Hablar siempre de los mismos temas y vivir demasiado de recuerdos son dos vicios que se agudizan casi siempre con la edad. Según esto debo ser más vieja que el abuelo Cebolleta, aunque si hablamos de insistencia, nadie como un niño en el arte de repetir hasta el infinito. Parece que en esto también se asemejan la vejez y la infancia, además de en otras cuestiones menos edificantes. En lo de vivir de recuerdos los niños quedan al margen, aunque algunos tienen una imaginación tan prodigiosa que serían capaces hasta de fabricar memorias de años aún no transcurridos.
En mi caja de tesoros conservo los pequeños hitos de una existencia común, pero también escenas mucho más triviales, que quedaron grabadas sin motivo aparente y tienden a enredarse, por más que me empeñe. En esta anarquía reside parte de su valor, y sobre todo en su carácter único. Cada cual tiene su memoria, siempre la mejor posible por ser la propia.
En ciertos momentos los recuerdos cobran un protagonismo especial. Con los primeros días de calor, mi mente regresa cada primavera a los años de estudiante, a días llenos de tiempo y ganas de hablar y jugar a arreglar el mundo. Esos ratos perdidos después de clase que se convirtieron en los momentos más preciosos, junto a las cervezas en los bares de Malasaña y las tardes de domingo disipando la nebulosa con televisión y palmeras de chocolate.

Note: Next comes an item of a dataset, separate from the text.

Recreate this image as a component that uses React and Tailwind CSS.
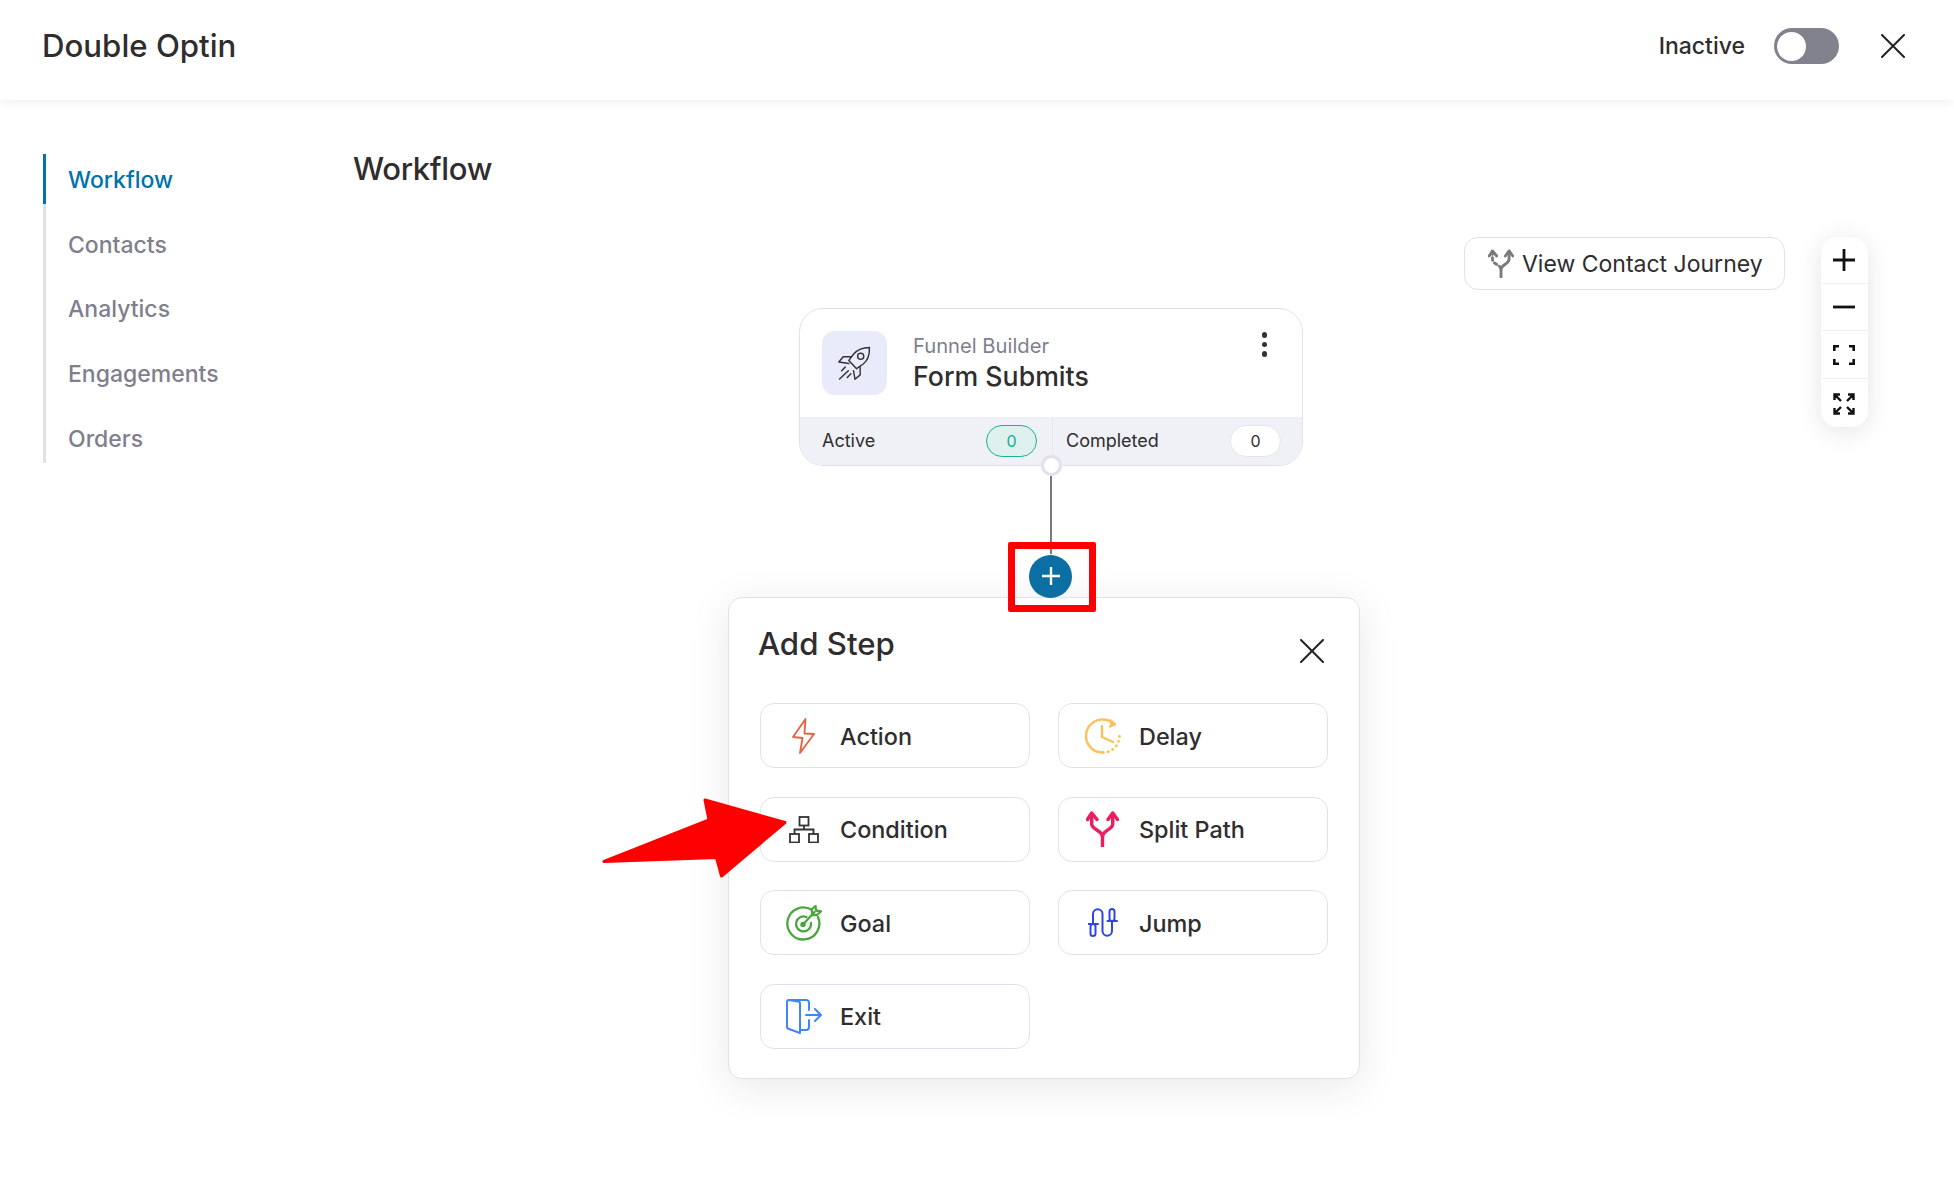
import React from "react";

const X = ({ className }) => (
  <svg viewBox="0 0 24 24" className={className} fill="none" stroke="#222" strokeWidth="2" strokeLinecap="round">
    <path d="M1 1L23 23M23 1L1 23" />
  </svg>
);

const Rocket = () => (
  <svg viewBox="0 0 32 33" className="w-[33px] h-[34px]" fill="none" stroke="#333" strokeWidth="1.4" strokeLinecap="round" strokeLinejoin="round">
    <path d="M30.5 1.5C24 1.5 19 3.5 15 8L10.5 14L18 22L24.5 17.5C29 14 30.8 9 30.5 1.5Z" />
    <circle cx="22" cy="10" r="3" />
    <path d="M13 10.5L5 10.5L0.8 15.5L10.5 17" />
    <path d="M21.5 20L21.5 28L16.5 32.3L15 24" />
    <path d="M7 20.5L3.5 24M10 24L1.5 32M12.5 27L9 30.5" />
  </svg>
);

const Bolt = () => (
  <svg viewBox="0 0 23 36" className="w-[23px] h-[36px]" fill="none" stroke="#e8603c" strokeWidth="1.8" strokeLinejoin="round">
    <path d="M13.5 1L1 19L10.5 20L8 35L22 16L12.5 15.5Z" />
  </svg>
);

const Network = () => (
  <svg viewBox="0 0 30 27" className="w-[30px] h-[27px]" fill="none" stroke="#333" strokeWidth="1.8">
    <rect x="10.5" y="1" width="9" height="8.5" />
    <rect x="1" y="18" width="9" height="8.5" />
    <rect x="20" y="18" width="9" height="8.5" />
    <path d="M15 9.5V13.5M5.5 18V13.5H24.5V18" />
  </svg>
);

const Clock = () => (
  <svg viewBox="0 0 36 36" className="w-[36px] h-[36px]" fill="none" stroke="#fcc15a" strokeWidth="2.4" strokeLinecap="round" strokeLinejoin="round">
    <path d="M29 6.2A16.5 16.5 0 1 0 18 34.5" />
    <path d="M18 34.5A16.5 16.5 0 0 0 34.5 18V15" strokeDasharray="0.5 4.5" strokeWidth="2.6" />
    <path d="M25.5 2.5L30 6.5L25 8.5" fill="#fcc15a" />
    <path d="M17 8V19L28 24" />
  </svg>
);

const Split = ({ className, color, dashed, width = 3.4 }) => (
  <svg viewBox="0 0 33 36" className={className} fill="none" stroke={color} strokeWidth={width} strokeLinecap="round" strokeLinejoin="round">
    <path d="M1.5 8.5L5.7 2L11 8.5" />
    <path d="M22 8.5L26.7 2L31.5 8.5" />
    <path d="M5.7 3V13C5.7 19 16.5 19 16.5 26" strokeDasharray={dashed ? "3.5 4" : undefined} />
    <path d="M26.7 3V13C26.7 19 16.5 19 16.5 26V35" />
  </svg>
);

const Goal = () => (
  <svg viewBox="0 0 36 36" className="w-[36px] h-[36px]" fill="none" stroke="#4ca63f" strokeWidth="2.3" strokeLinecap="round" strokeLinejoin="round">
    <path d="M26 5A16 16 0 1 0 32 12" />
    <path d="M20.5 12A7.5 7.5 0 1 0 25 18" />
    <circle cx="17" cy="19.5" r="1.6" fill="#4ca63f" />
    <path d="M17 19.5L28.5 7" />
    <path d="M26 9V4L29.5 1L30 5.5L35 6.5L31 10H26" />
  </svg>
);

const Jump = () => (
  <svg viewBox="0 0 30 29" className="w-[30px] h-[29px]" fill="none" stroke="#2f45e0" strokeWidth="2" strokeLinecap="round">
    <path d="M5 16V6A4.75 4.75 0 0 1 14.5 6V23A4.75 4.75 0 0 0 24 23V13" />
    <rect x="2.5" y="16" width="5" height="12" rx="2.5" />
    <rect x="21.5" y="1" width="5" height="12" rx="2.5" />
    <path d="M0.5 16H10M19.5 13H29" />
  </svg>
);

const Exit = () => (
  <svg viewBox="0 0 36 35" className="w-[36px] h-[35px]" fill="none" stroke="#3f86f7" strokeWidth="2" strokeLinecap="round" strokeLinejoin="round">
    <path d="M3 1H20A3 3 0 0 1 23 4V11" />
    <path d="M23 21V28A3 3 0 0 1 20 31H14" />
    <path d="M1 3A2 2 0 0 1 3 1L12 2.5A2 2 0 0 1 14 4.5V34L3 30A2.5 2.5 0 0 1 1 27.5Z" />
    <path d="M20 16H35M29 10L35 16L29 22" />
  </svg>
);

const Fit = () => (
  <svg viewBox="0 0 22 20" className="w-[22px] h-[20px]" fill="none" stroke="#111" strokeWidth="2.6">
    <path d="M1.3 6V1.3H6M16 1.3H20.7V6M1.3 14V18.7H6M16 18.7H20.7V14" />
  </svg>
);

const Expand = () => (
  <svg viewBox="0 0 22 22" className="w-[22px] h-[22px]" fill="none" stroke="#111" strokeWidth="2.4">
    <path d="M1.5 7V1.5H7M1.5 1.5L8 8M15 1.5H20.5V7M20.5 1.5L14 8M1.5 15V20.5H7M1.5 20.5L8 14M15 20.5H20.5V15M20.5 20.5L14 14" />
  </svg>
);

const StepButton = ({ icon, label, narrow }) => (
  <button className="h-[65px] flex items-center rounded-[14px] border border-[#e1e1ee] bg-white text-[23.4px] font-medium text-[#2f2d2e]">
    <span className={narrow ? "w-[79px] flex justify-center pl-[6px] shrink-0" : "w-[80px] flex justify-center pl-[7px] shrink-0"}>{icon}</span>
    <span className="pt-[2px]">{label}</span>
  </button>
);

const nav = ["Workflow", "Contacts", "Analytics", "Engagements", "Orders"];

export default function App() {
  return (
    <div className="relative h-[1204px] overflow-hidden bg-white font-['Inter',sans-serif] text-[#2f2d2e]">
      <header className="relative z-10 h-[100px] flex items-center justify-between pl-[42px] pr-[49px] pb-[8px] bg-white shadow-[0_2px_10px_rgba(40,40,60,0.08)]">
        <h1 className="pt-[1px] text-[31.2px] font-medium">Double Optin</h1>
        <div className="flex items-center">
          <span className="pt-[1px] text-[23px] font-medium">Inactive</span>
          <div className="ml-[29px] w-[65px] h-[36px] rounded-full bg-[#82828e] flex items-center pl-[3px]">
            <div className="w-[29px] h-[29px] rounded-full bg-white" />
          </div>
          <X className="ml-[42px] w-[24px] h-[24px]" />
        </div>
      </header>

      <div className="flex h-[1104px]">
        <aside className="w-[354px] shrink-0 pl-[43px] pt-[54px]">
          <nav className="flex flex-col gap-[14.8px] border-l-[3px] border-[#e1e1ee] text-[23px] font-medium text-[#7f7f8e]">
            {nav.map((n, i) => (
              <a key={n} className={i === 0 ? "h-[50px] flex items-center pl-[22px] pt-[2px] -ml-[3px] border-l-[3px] border-[#0073aa] text-[#0073aa]" : "h-[50px] flex items-center pl-[22px] pt-[2px] -ml-[3px] border-l-[3px] border-transparent"}>
                {n}
              </a>
            ))}
          </nav>
        </aside>

        <main className="relative flex-1 pt-[49px] pr-[86px]">
          <h2 className="-ml-[1px] text-[31px] leading-[40px] font-medium tracking-[-0.3px]">Workflow</h2>
          <div className="mt-[48px] flex justify-end items-start gap-[36px]">
            <button className="h-[53px] w-[321px] flex items-center gap-[9px] pl-[23px] rounded-[14px] border border-[#e1e1ee] bg-white text-[23px] text-[#2f2d2e]">
              <Split className="w-[26px] h-[29px]" color="#7a7a7a" dashed width={3.6} />
              <span className="pt-[2px] -ml-[1px]">View Contact Journey</span>
            </button>
            <div className="w-[47px] rounded-[16px] bg-white shadow-[0_4px_24px_rgba(40,40,60,0.12)] flex flex-col divide-y divide-[#f0f0f2]">
              <div className="h-[47px] pr-[2px] flex items-center justify-center">
                <svg viewBox="0 0 22 22" className="w-[22px] h-[22px]" stroke="#111" strokeWidth="2.8"><path d="M11 0V22M0 11H22" /></svg>
              </div>
              <div className="h-[47px] pr-[2px] flex items-center justify-center">
                <svg viewBox="0 0 22 4" className="w-[22px] h-[4px]" stroke="#111" strokeWidth="2.8"><path d="M0 2H22" /></svg>
              </div>
              <div className="h-[48px] pr-[2px] pt-[1px] flex items-center justify-center"><Fit /></div>
              <div className="h-[48px] pr-[2px] pt-[2px] flex items-center justify-center"><Expand /></div>
            </div>
          </div>

          {/* Trigger node on the workflow canvas */}
          <div className="absolute left-[445px] top-[208px] w-[504px] h-[158px] rounded-[24px] border border-[#e1e1ee] bg-white overflow-hidden flex flex-col">
            <div className="flex-1 flex pl-[22px] pr-[35px] pt-[22px]">
              <div className="w-[65px] h-[64px] rounded-[13px] bg-[#e9ebfb] flex items-center justify-center shrink-0">
                <Rocket />
              </div>
              <div className="ml-[26px] flex-1 pt-[1px]">
                <div className="text-[20.2px] leading-[28px] text-[#7f7f8e]">Funnel Builder</div>
                <div className="text-[26.7px] leading-[33px] font-medium">Form Submits</div>
              </div>
              <div className="flex flex-col gap-[4px] pt-[1px]">
                <span className="w-[5.5px] h-[5.5px] rounded-full bg-[#333]" />
                <span className="w-[5.5px] h-[5.5px] rounded-full bg-[#333]" />
                <span className="w-[5.5px] h-[5.5px] rounded-full bg-[#333]" />
              </div>
            </div>
            <div className="h-[48px] bg-[#f0f1f7] flex text-[18px]">
              <div className="w-[253px] flex items-center justify-between pl-[22px] pr-[15px] border-r border-[#e6e6ef]">
                <span className="pb-[2px]">Active</span>
                <span className="w-[51px] h-[32px] rounded-full border border-[#1bb394] bg-[#dff1ee] text-[#14b08f] text-[16px] flex items-center justify-center">0</span>
              </div>
              <div className="flex-1 flex items-center justify-between pl-[13px] pr-[21px]">
                <span className="pb-[2px]">Completed</span>
                <span className="w-[51px] h-[32px] rounded-full border border-[#e4e4ee] bg-white text-[16px] flex items-center justify-center">0</span>
              </div>
            </div>
          </div>

          {/* Connector */}
          <div className="absolute left-[696px] top-[376px] w-[2px] h-[78px] bg-[#7a7a7a]" />
          <div className="absolute left-[686.5px] top-[355px] w-[21px] h-[21px] rounded-full border-[3px] border-[#e1e1ee] bg-white" />

          {/* Add Step popover */}
          <div className="absolute left-[374px] top-[497px] w-[632px] h-[482px] rounded-[14px] border border-[#e1e1ee] bg-white shadow-[0_8px_40px_rgba(40,40,60,0.1)] pl-[31px] pr-[31px] pt-[25px]">
            <div className="flex items-start justify-between">
              <h3 className="-ml-[2px] text-[31.2px] leading-[42px] font-medium">Add Step</h3>
              <X className="mt-[16px] mr-[4px] w-[24px] h-[24px]" />
            </div>
            <div className="mt-[38px] grid grid-cols-2 gap-x-[28px] gap-y-[28.5px]">
              <StepButton narrow icon={<Bolt />} label="Action" />
              <StepButton icon={<Clock />} label="Delay" />
              <StepButton narrow icon={<Network />} label="Condition" />
              <StepButton icon={<Split className="w-[33px] h-[36px]" color="#ee1d5f" />} label="Split Path" />
              <StepButton narrow icon={<Goal />} label="Goal" />
              <StepButton icon={<Jump />} label="Jump" />
              <StepButton narrow icon={<Exit />} label="Exit" />
            </div>
          </div>

          {/* Plus node with red annotation box */}
          <div className="absolute left-[654px] top-[442px] w-[88px] h-[70px] border-[7px] border-[#ff0000] rounded-[2px] flex items-center justify-center">
            <div className="w-[43px] h-[43px] -ml-[3px] -mt-[2px] rounded-full bg-[#0b6fa4] flex items-center justify-center">
              <svg viewBox="0 0 18 18" className="w-[18px] h-[18px]" stroke="#fff" strokeWidth="2.4"><path d="M9 0V18M0 9H18" /></svg>
            </div>
          </div>
        </main>
      </div>

      {/* Red annotation arrow */}
      <svg className="absolute left-[600px] top-[797px] w-[190px] h-[82px]" viewBox="600 797 190 82">
        <path d="M785 822.5L705 800L709 820L604 861.5L716.5 857.5L721.5 876Z" fill="#ff0000" stroke="#ff0000" strokeWidth="3" strokeLinejoin="round" />
      </svg>
    </div>
  );
}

Mi mente no llega mucho más lejos. Con el avance del tiempo irá retrocediendo hacia la niñez, al rescate de instantes hoy enterrados por vivencias más recientes. Ojalá conociera el material con el que se crean los recuerdos, para ‘reaprender’ a disfrutar el ahora sin prisa, con la sensación de tiempo eterno, ratos robados a lo presuntamente importante que resultan ser lo mejor de la vida.